Game engines can do many things in parallel, but some things they *must* do in an ordered sequence. I'll give you a very common example:
(Step 1) Query the gamepad for input
(Step 2) Translate the input as physical impulses for movement
(Step 3) Move the player
(Step 4) Figure out where the camera should be for the frame, now that the player is in position.
(Step 5) Move other stuff that needs to move in the scene
(Step 6) Cull (remove) all the things in the scene that can't be seen by the camera, so we don't have to do lots of work to render them.
(Step 7+) lots more stuff
If you ponder the above ordering, you should see that its basically impossible to do (Step 6) without having done (Step 4 and Step 5), and that its impossible to do (Step 4) without doing (Step 3) for many kinds of games, and that it's impossible to do (Step 3) without first doing (Step 2)... so on and so forth. On top of the ordering dependancy, if you don't do (Step 6), your game will run at a snail's pace, because you will be asking the computer to do more work than it can handle at interactive framerates, unless your scene is ludicrously simple.
Later in the frame, there are all sorts of things you can do on many parallel cores -- beginning with (Step 5) and (Step 6), in the above example. Its at that point that the power of a highly parallel system comes into play, and luckily, there's a lot of work there to be done.
Still.. there's a portion of the frame where the parallel cores will end up idle (not doing work), because there's just nothing for them to do... or is that true?
Developers are inventive with "spare" horsepower -- and there are non-critical (meaning the work doesn't have to finish each frame, by a certain time) "fun" tasks that unused cores can take up, when they're not otherwise busy. Rendering a background scene? Streaming non-critical data? Making trees sway in the wind? MLAA? Recognizing a new face from a camera image? Etc, etc.

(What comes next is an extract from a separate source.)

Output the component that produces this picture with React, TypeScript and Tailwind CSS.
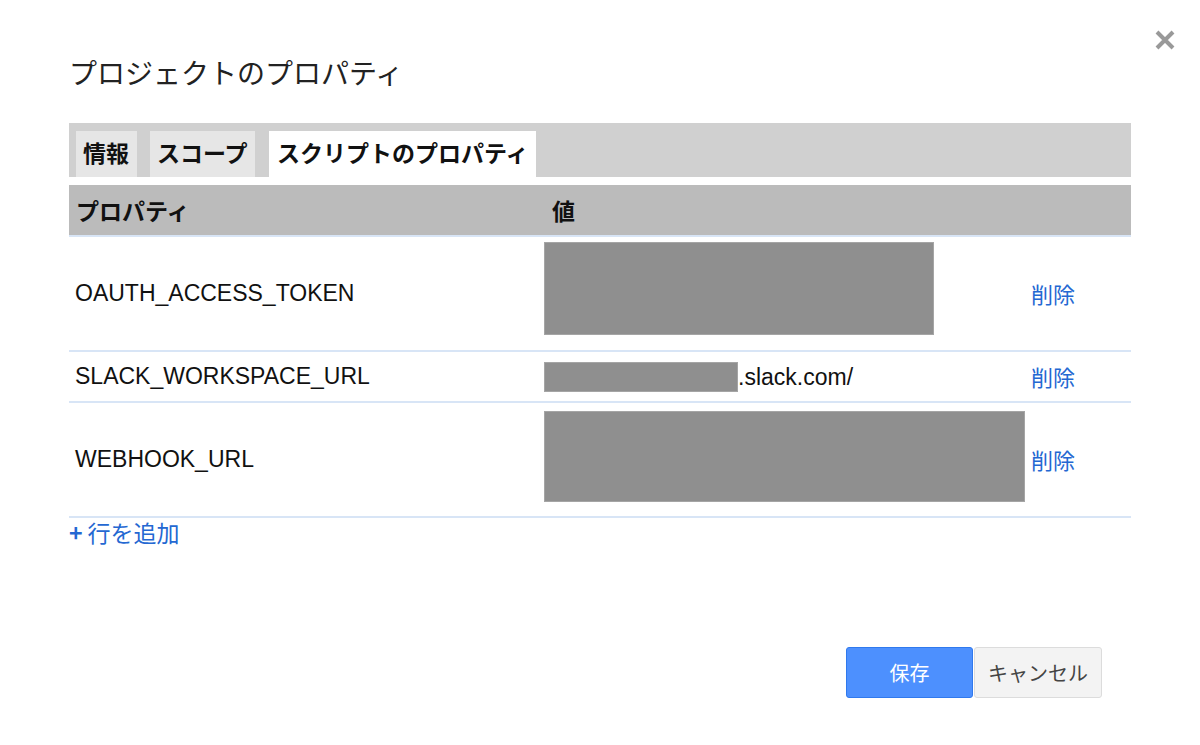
import React from "react";

const rows = [
  { key: "OAUTH_ACCESS_TOKEN", h: "h-[115px]", box: "mt-[5px] h-[93px] w-[390px]", suffix: "" },
  { key: "SLACK_WORKSPACE_URL", h: "h-[51px]", box: "mt-[10px] h-[30px] w-[194px]", suffix: ".slack.com/" },
  { key: "WEBHOOK_URL", h: "h-[115px]", box: "mt-[8px] h-[91px] w-[481px]", suffix: "" },
];

export default function App() {
  return (
    <div
      className="relative w-[1200px] h-[745px] bg-white text-[#222] px-[69px] overflow-hidden"
      style={{ fontFamily: '"Liberation Sans", "Noto Sans CJK JP", sans-serif' }}
    >
      <button className="absolute left-[1154px] top-[29px] w-[22px] h-[22px]" aria-label="close">
        <svg viewBox="0 0 22 22" width="22" height="22">
          <path d="M3 3 L19 19 M19 3 L3 19" stroke="#999" strokeWidth="4" strokeLinecap="butt" />
        </svg>
      </button>

      <div className="pt-[54px] h-[90px] text-[28px] leading-[36px] text-[#222]" style={{ fontFamily: '"Noto Sans CJK JP", sans-serif' }}>
        プロジェクトのプロパティ
      </div>

      <div className="mt-[33px] h-[54px] bg-[#d0d0d0] pt-[8px] pl-[7px] flex text-[23px] font-bold text-[#111]" style={{ fontFamily: '"Noto Sans CJK JP", sans-serif' }}>
        <div className="h-[46px] w-[61px] bg-[#e6e6e6] flex items-center pl-[7px] pb-[3px]">情報</div>
        <div className="ml-[13px] h-[46px] w-[105px] bg-[#e6e6e6] flex items-center pl-[7px] pb-[3px]">スコープ</div>
        <div className="ml-[14px] h-[46px] w-[267px] bg-white flex items-center pl-[8px] pb-[3px]">スクリプトのプロパティ</div>
      </div>

      <div className="mt-[8px] h-[50px] bg-[#bbbbbb] flex items-center text-[23px] font-bold text-[#111]" style={{ fontFamily: '"Noto Sans CJK JP", sans-serif' }}>
        <div className="w-[475px] pl-[7px]">プロパティ</div>
        <div className="pl-[8px]">値</div>
      </div>

      {rows.map((r) => (
        <div key={r.key} className={`border-t-2 border-[#d8e5f6] flex ${r.h}`}>
          <div className="w-[475px] pl-[6px] flex items-center text-[23px] text-[#111]">{r.key}</div>
          <div className="w-[487px] flex items-start">
            <div className={`${r.box} bg-[#8f8f8f] border border-[#a5a5a5]`} />
            {r.suffix && (
              <div className="mt-[10px] h-[30px] flex items-center text-[23px] text-[#111]">{r.suffix}</div>
            )}
          </div>
          <div className="flex items-center text-[22px] text-[#2468d2]" style={{ fontFamily: '"Noto Sans CJK JP", sans-serif' }}>
            削除
          </div>
        </div>
      ))}
      <div className="border-t-2 border-[#d8e5f6] h-[30px] flex items-center text-[23px] text-[#2468d2]" style={{ fontFamily: '"Noto Sans CJK JP", sans-serif' }}>
        <span className="font-bold mr-[5px]">+</span>行を追加
      </div>

      <div className="mt-[101px] flex justify-end pr-[29px]" style={{ fontFamily: '"Noto Sans CJK JP", sans-serif' }}>
        <button className="w-[127px] h-[51px] bg-[#4d90fe] border border-[#3079ed] rounded-[3px] text-white text-[20px]">保存</button>
        <button className="ml-[1px] w-[128px] h-[51px] bg-[#f3f3f3] border border-[#dcdcdc] rounded-[3px] text-[#444] text-[20px]">キャンセル</button>
      </div>
    </div>
  );
}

50%-70% usage numbers are commonplace for PS3 games, because that's about how much of the frame (it varies widely, mostly depending on the genre of the game, and developer skill/experience) that lends itself well to parallel tasks, both rendering and non-rendering. The remaining 30-50% of the SPU time *is* usable, but it often entails a great deal more work to get there, than the first chunk of work does. Parallelizing game logic, in particular, is arduous, and often undesirable in a cross-console game, since it might put not-so-parallel consoles in a position where they have to keep up, or in many cases, can complicate development too much to be worth the investment and remaining speed gains, unless the title is exclusive.
No matter how much parallelism a title uses, game engines always benefit from changing bad code (excuse the ridiculous example) like:
int Mult(int x, int y)
for(i=0; i < y; ++i)
returnvalue += x;
z = Mult(x, y);
to something that utilizes the hardware better like:
z = x * y;
...so throughout a game engine's evolution on a particular console, it will always continue to get better and faster, via better parallelism or otherwise!